The outlook may differ in the U.S., with the Fed proving faster than the ECB to raise rates, said Michala Marcussen, head of global economics at Societe Generale SA’s investment-banking division.
She expects the U.S. central bank will begin lifting its near-zero benchmark rate around the end of this year, increasing it to 1.25 percent in 12 months. The ECB’s main rate will still be 1 percent in a year, she said, helping to push the euro to $1.25.
"We see the U.S. leading on monetary-policy tightening,"
Marcussen said.
President Barack Obama’s administration is projecting a budget deficit of 10.6 percent this year and 8.3 percent next year. Even five years from now, the White House forecasts a budget gap of just below 4 percent of GDP.
‘Enormous Deficits’
Limiting progress this year are mid-term congressional elections, making it unlikely lawmakers will ask voters to pay higher taxes or accept cuts in government programs. A budget commission Obama appointed also isn’t due to release its recommendations until after the November balloting.

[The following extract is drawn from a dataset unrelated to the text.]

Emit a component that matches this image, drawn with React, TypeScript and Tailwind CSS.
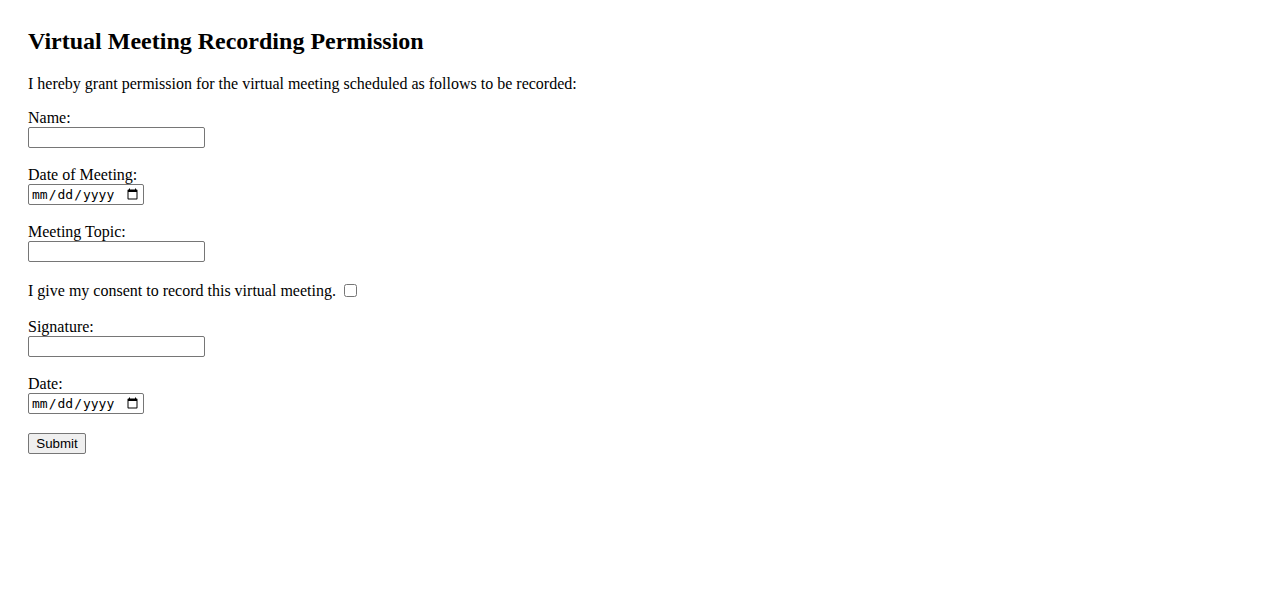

"If we do have substantial fiscal tightening, that could mean lower interest rates both at the short end and the long end," Harvard University Professor Martin Feldstein said in a March 13 interview. "I wish I saw that happening in the U.S. At this point we’re still looking at these enormous deficits."
A further decline in the euro will be welcome relief for the European economy by boosting exports, said David Owen, chief European economist at Jeffries Group Inc. in London. A 6 percent drop so far this year in the currency has already handed manufacturers from printing-press maker Koenig & Bauer AG in Wuerzburg, Germany, to French carmaker Renault SA an edge to sell their products in international markets.
"The euro system desperately needs a weak euro," Owen said.
The current crisis also may ultimately spur European officials to toughen their oversight of government policies, resulting in smaller imbalances and a stronger currency union that supports the euro, BlueGold’s Jen said.
"Greece is just the right size to reveal flaws in the system and ensure they’re addressed," Jen said. "It may be a blessing in disguise."